• Given exercise
Write out the whole listing word for word.

BEGIN Data excerpt

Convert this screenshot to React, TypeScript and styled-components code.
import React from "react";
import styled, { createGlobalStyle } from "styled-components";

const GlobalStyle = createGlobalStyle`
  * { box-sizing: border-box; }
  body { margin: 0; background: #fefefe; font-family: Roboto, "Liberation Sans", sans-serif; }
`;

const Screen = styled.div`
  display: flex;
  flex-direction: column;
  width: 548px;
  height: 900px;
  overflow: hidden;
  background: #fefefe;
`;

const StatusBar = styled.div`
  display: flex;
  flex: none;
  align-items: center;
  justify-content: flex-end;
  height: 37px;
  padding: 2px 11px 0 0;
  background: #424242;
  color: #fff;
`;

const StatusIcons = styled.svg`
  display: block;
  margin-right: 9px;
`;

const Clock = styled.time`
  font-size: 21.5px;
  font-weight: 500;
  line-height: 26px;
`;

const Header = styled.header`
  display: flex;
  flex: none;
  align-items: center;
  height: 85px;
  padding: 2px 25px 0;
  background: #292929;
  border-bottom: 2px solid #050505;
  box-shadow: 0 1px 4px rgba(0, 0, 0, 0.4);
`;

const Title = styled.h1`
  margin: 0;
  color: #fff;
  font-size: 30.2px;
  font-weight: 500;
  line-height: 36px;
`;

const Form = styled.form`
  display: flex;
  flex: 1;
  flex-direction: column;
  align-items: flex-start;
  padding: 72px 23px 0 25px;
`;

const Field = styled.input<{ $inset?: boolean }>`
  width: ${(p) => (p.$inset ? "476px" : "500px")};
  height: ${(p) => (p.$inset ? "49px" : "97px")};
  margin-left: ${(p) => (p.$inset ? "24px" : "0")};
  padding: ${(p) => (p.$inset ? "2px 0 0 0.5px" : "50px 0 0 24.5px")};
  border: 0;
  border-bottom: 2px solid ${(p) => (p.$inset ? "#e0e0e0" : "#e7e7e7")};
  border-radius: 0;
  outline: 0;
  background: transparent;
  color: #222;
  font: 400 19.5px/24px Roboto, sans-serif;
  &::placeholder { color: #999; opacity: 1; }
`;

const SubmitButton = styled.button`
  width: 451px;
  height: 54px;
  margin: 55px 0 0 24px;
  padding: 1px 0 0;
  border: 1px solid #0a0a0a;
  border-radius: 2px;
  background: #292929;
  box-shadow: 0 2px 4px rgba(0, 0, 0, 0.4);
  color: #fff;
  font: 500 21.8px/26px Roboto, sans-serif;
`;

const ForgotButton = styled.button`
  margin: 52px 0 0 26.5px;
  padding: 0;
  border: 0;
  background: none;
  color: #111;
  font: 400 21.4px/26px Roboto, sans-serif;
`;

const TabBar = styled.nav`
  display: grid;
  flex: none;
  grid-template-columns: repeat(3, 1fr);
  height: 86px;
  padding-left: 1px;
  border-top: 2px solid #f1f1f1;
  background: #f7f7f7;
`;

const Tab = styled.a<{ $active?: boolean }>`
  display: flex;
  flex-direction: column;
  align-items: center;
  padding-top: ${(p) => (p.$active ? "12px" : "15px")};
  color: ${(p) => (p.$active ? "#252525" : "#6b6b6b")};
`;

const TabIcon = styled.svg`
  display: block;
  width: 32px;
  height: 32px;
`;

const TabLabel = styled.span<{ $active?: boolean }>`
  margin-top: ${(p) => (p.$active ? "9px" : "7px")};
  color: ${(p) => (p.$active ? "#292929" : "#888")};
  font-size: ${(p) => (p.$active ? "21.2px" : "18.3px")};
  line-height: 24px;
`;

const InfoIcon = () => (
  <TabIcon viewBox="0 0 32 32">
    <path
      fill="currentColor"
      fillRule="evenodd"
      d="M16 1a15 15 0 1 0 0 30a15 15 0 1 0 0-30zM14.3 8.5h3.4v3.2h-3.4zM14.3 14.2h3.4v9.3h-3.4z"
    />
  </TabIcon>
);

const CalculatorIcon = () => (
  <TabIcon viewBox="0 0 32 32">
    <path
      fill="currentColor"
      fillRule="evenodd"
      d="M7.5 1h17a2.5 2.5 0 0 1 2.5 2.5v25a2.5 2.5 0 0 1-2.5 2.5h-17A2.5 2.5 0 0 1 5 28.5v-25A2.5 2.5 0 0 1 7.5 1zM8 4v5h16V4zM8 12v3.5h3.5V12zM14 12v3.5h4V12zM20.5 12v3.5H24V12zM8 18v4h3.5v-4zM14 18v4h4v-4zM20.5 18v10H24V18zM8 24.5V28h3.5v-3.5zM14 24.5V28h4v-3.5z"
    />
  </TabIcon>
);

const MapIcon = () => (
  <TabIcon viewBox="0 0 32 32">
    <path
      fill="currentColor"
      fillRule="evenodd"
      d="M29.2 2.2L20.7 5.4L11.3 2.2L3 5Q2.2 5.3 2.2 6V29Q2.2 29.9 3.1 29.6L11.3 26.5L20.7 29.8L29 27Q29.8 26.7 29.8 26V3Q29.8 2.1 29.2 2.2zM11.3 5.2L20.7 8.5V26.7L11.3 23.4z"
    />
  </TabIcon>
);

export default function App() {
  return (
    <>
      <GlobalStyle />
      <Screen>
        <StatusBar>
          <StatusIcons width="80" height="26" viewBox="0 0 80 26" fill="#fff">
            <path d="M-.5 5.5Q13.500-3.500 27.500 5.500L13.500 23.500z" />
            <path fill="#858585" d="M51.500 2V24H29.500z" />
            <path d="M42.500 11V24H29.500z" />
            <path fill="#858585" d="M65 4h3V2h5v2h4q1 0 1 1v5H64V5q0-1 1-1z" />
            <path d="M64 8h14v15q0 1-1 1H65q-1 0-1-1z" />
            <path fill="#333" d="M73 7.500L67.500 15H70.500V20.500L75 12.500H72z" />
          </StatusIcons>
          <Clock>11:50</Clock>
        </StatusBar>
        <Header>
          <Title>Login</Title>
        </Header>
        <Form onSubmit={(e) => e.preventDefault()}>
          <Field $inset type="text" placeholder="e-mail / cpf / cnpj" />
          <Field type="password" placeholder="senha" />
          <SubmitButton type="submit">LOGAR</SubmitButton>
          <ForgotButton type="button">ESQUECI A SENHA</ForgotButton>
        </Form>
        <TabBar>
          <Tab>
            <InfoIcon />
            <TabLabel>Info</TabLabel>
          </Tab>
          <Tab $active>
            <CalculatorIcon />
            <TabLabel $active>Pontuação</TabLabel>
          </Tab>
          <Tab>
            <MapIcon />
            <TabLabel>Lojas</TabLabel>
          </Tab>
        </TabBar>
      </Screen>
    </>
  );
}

END Data excerpt

• Full response
Convert this screenshot to React, TypeScript and styled-components code.
import React from "react";
import styled, { createGlobalStyle } from "styled-components";

const GlobalStyle = createGlobalStyle`
  * { box-sizing: border-box; }
  body { margin: 0; background: #fefefe; font-family: Roboto, "Liberation Sans", sans-serif; }
`;

const Screen = styled.div`
  display: flex;
  flex-direction: column;
  width: 548px;
  height: 900px;
  overflow: hidden;
  background: #fefefe;
`;

const StatusBar = styled.div`
  display: flex;
  flex: none;
  align-items: center;
  justify-content: flex-end;
  height: 37px;
  padding: 2px 11px 0 0;
  background: #424242;
  color: #fff;
`;

const StatusIcons = styled.svg`
  display: block;
  margin-right: 9px;
`;

const Clock = styled.time`
  font-size: 21.5px;
  font-weight: 500;
  line-height: 26px;
`;

const Header = styled.header`
  display: flex;
  flex: none;
  align-items: center;
  height: 85px;
  padding: 2px 25px 0;
  background: #292929;
  border-bottom: 2px solid #050505;
  box-shadow: 0 1px 4px rgba(0, 0, 0, 0.4);
`;

const Title = styled.h1`
  margin: 0;
  color: #fff;
  font-size: 30.2px;
  font-weight: 500;
  line-height: 36px;
`;

const Form = styled.form`
  display: flex;
  flex: 1;
  flex-direction: column;
  align-items: flex-start;
  padding: 72px 23px 0 25px;
`;

const Field = styled.input<{ $inset?: boolean }>`
  width: ${(p) => (p.$inset ? "476px" : "500px")};
  height: ${(p) => (p.$inset ? "49px" : "97px")};
  margin-left: ${(p) => (p.$inset ? "24px" : "0")};
  padding: ${(p) => (p.$inset ? "2px 0 0 0.5px" : "50px 0 0 24.5px")};
  border: 0;
  border-bottom: 2px solid ${(p) => (p.$inset ? "#e0e0e0" : "#e7e7e7")};
  border-radius: 0;
  outline: 0;
  background: transparent;
  color: #222;
  font: 400 19.5px/24px Roboto, sans-serif;
  &::placeholder { color: #999; opacity: 1; }
`;

const SubmitButton = styled.button`
  width: 451px;
  height: 54px;
  margin: 55px 0 0 24px;
  padding: 1px 0 0;
  border: 1px solid #0a0a0a;
  border-radius: 2px;
  background: #292929;
  box-shadow: 0 2px 4px rgba(0, 0, 0, 0.4);
  color: #fff;
  font: 500 21.8px/26px Roboto, sans-serif;
`;

const ForgotButton = styled.button`
  margin: 52px 0 0 26.5px;
  padding: 0;
  border: 0;
  background: none;
  color: #111;
  font: 400 21.4px/26px Roboto, sans-serif;
`;

const TabBar = styled.nav`
  display: grid;
  flex: none;
  grid-template-columns: repeat(3, 1fr);
  height: 86px;
  padding-left: 1px;
  border-top: 2px solid #f1f1f1;
  background: #f7f7f7;
`;

const Tab = styled.a<{ $active?: boolean }>`
  display: flex;
  flex-direction: column;
  align-items: center;
  padding-top: ${(p) => (p.$active ? "12px" : "15px")};
  color: ${(p) => (p.$active ? "#252525" : "#6b6b6b")};
`;

const TabIcon = styled.svg`
  display: block;
  width: 32px;
  height: 32px;
`;

const TabLabel = styled.span<{ $active?: boolean }>`
  margin-top: ${(p) => (p.$active ? "9px" : "7px")};
  color: ${(p) => (p.$active ? "#292929" : "#888")};
  font-size: ${(p) => (p.$active ? "21.2px" : "18.3px")};
  line-height: 24px;
`;

const InfoIcon = () => (
  <TabIcon viewBox="0 0 32 32">
    <path
      fill="currentColor"
      fillRule="evenodd"
      d="M16 1a15 15 0 1 0 0 30a15 15 0 1 0 0-30zM14.3 8.5h3.4v3.2h-3.4zM14.3 14.2h3.4v9.3h-3.4z"
    />
  </TabIcon>
);

const CalculatorIcon = () => (
  <TabIcon viewBox="0 0 32 32">
    <path
      fill="currentColor"
      fillRule="evenodd"
      d="M7.5 1h17a2.5 2.5 0 0 1 2.5 2.5v25a2.5 2.5 0 0 1-2.5 2.5h-17A2.5 2.5 0 0 1 5 28.5v-25A2.5 2.5 0 0 1 7.5 1zM8 4v5h16V4zM8 12v3.5h3.5V12zM14 12v3.5h4V12zM20.5 12v3.5H24V12zM8 18v4h3.5v-4zM14 18v4h4v-4zM20.5 18v10H24V18zM8 24.5V28h3.5v-3.5zM14 24.5V28h4v-3.5z"
    />
  </TabIcon>
);

const MapIcon = () => (
  <TabIcon viewBox="0 0 32 32">
    <path
      fill="currentColor"
      fillRule="evenodd"
      d="M29.2 2.2L20.7 5.4L11.3 2.2L3 5Q2.2 5.3 2.2 6V29Q2.2 29.9 3.1 29.6L11.3 26.5L20.7 29.8L29 27Q29.8 26.7 29.8 26V3Q29.8 2.1 29.2 2.2zM11.3 5.2L20.7 8.5V26.7L11.3 23.4z"
    />
  </TabIcon>
);

export default function App() {
  return (
    <>
      <GlobalStyle />
      <Screen>
        <StatusBar>
          <StatusIcons width="80" height="26" viewBox="0 0 80 26" fill="#fff">
            <path d="M-.5 5.5Q13.500-3.500 27.500 5.500L13.500 23.500z" />
            <path fill="#858585" d="M51.500 2V24H29.500z" />
            <path d="M42.500 11V24H29.500z" />
            <path fill="#858585" d="M65 4h3V2h5v2h4q1 0 1 1v5H64V5q0-1 1-1z" />
            <path d="M64 8h14v15q0 1-1 1H65q-1 0-1-1z" />
            <path fill="#333" d="M73 7.500L67.500 15H70.500V20.500L75 12.500H72z" />
          </StatusIcons>
          <Clock>11:50</Clock>
        </StatusBar>
        <Header>
          <Title>Login</Title>
        </Header>
        <Form onSubmit={(e) => e.preventDefault()}>
          <Field $inset type="text" placeholder="e-mail / cpf / cnpj" />
          <Field type="password" placeholder="senha" />
          <SubmitButton type="submit">LOGAR</SubmitButton>
          <ForgotButton type="button">ESQUECI A SENHA</ForgotButton>
        </Form>
        <TabBar>
          <Tab>
            <InfoIcon />
            <TabLabel>Info</TabLabel>
          </Tab>
          <Tab $active>
            <CalculatorIcon />
            <TabLabel $active>Pontuação</TabLabel>
          </Tab>
          <Tab>
            <MapIcon />
            <TabLabel>Lojas</TabLabel>
          </Tab>
        </TabBar>
      </Screen>
    </>
  );
}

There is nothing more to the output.